Even parents of band members complain about the seating. About 100 of them are volunteers, in part because they receive sideline access for games. And the team, the band, the spectators continue to grow. Band members alone consume 2,000 bottles of water every game. Imagine the bathroom lines that result.

Williams believes the new stadium will solve those issues. It will hold 18,000 spectators in a sunken bowl designed to improve sightlines. The stadium will include a two-tier press box, an indoor golf practice area, a high-definition video scoreboard, a practice room for wrestling, and enough parking for every car in Dallas, or close.

“Look, football has always been a big deal here,” Williams said. “This is Texas. But this bond project is about much more than football. It’s about our school, our community.”

“It’s about tra-di-tion,” he added, accentuating the syllables.
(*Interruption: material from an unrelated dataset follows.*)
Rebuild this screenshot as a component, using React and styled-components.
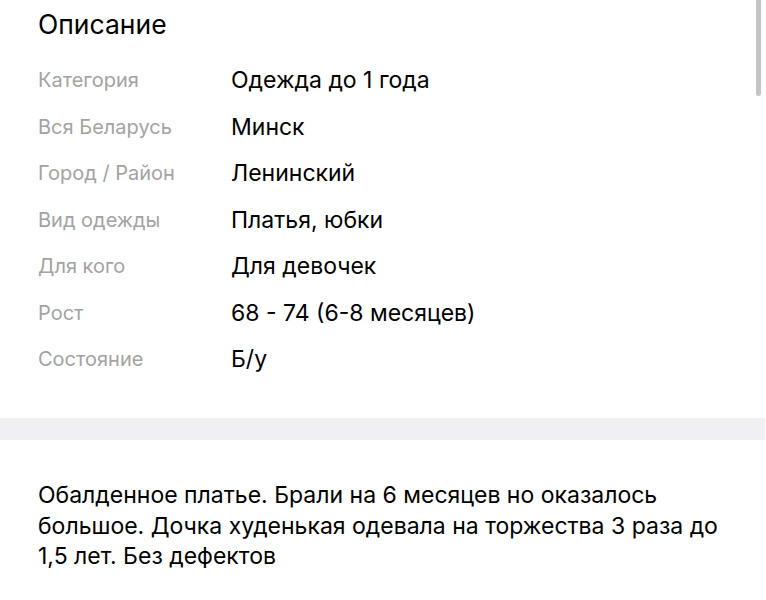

Inside the athletic center, the trophy case includes the centerpiece plaque from the 2008 Class 5A football championship, as well as awards for other sports like wrestling and girls’ golf. That speaks to Williams’s point, and Allen ranks among the state’s top academic schools. To some, however, the stadium project will always embody excess simply because of its size and cost. In fact, with significant education cuts looming across the state, Allen anticipates an increasingly negative reaction as the stadium nears completion, with its first game scheduled for August 2012. Yet Tim Carroll, a district spokesman, said he had received few calls critical of the project. He expects that to change, if only somewhat.

Most here are Cowboys fans who plan to participate in the Super Bowl festivities, if only because this is football, and this is Texas. Their monument to their favorite sport is a smaller version of the Jerry Jones-built palace that will host the Super Bowl next Sunday between Pittsburgh and Green Bay.

Up the road, in a state known for and defined by size, Allen is building perhaps the most impressive high school stadium. But it will not be the state’s biggest. At least four high school stadiums are larger.